• **COLLECTED MATERIAL**:

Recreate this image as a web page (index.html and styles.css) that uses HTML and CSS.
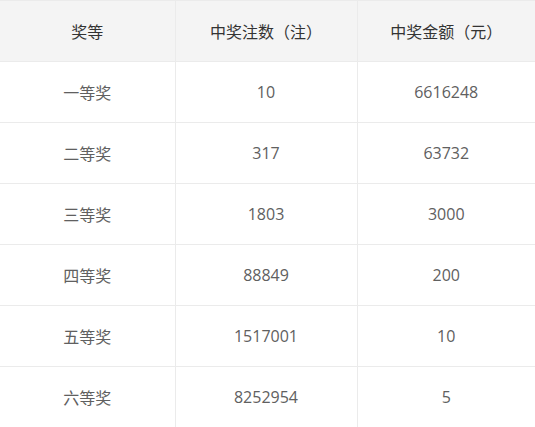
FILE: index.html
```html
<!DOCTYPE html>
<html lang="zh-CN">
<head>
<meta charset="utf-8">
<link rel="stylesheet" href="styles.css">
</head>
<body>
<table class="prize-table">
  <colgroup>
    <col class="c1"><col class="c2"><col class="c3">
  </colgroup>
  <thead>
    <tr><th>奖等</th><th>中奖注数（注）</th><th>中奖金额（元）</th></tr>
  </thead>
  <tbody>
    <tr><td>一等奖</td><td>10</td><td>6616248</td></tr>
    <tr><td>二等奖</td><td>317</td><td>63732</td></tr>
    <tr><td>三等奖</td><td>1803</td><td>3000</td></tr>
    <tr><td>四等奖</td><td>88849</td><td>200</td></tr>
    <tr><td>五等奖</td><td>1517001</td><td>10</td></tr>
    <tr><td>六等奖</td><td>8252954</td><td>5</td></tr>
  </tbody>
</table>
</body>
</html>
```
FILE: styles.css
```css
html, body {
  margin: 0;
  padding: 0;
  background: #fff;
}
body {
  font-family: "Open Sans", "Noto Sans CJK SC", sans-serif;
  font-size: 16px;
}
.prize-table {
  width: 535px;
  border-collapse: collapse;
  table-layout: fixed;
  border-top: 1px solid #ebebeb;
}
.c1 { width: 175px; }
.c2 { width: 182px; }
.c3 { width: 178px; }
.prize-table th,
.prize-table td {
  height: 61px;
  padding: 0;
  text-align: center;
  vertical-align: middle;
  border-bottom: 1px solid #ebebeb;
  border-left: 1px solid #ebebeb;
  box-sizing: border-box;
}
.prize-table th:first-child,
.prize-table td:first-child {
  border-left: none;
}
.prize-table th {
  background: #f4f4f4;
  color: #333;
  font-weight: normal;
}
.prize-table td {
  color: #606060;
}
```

• **SET EXERCISE**:
Give every line of the material that includes the string "styles".

• **FINAL RESULT**:
Recreate this image as a web page (index.html and styles.css) that uses HTML and CSS.
<link rel="stylesheet" href="styles.css">
FILE: styles.css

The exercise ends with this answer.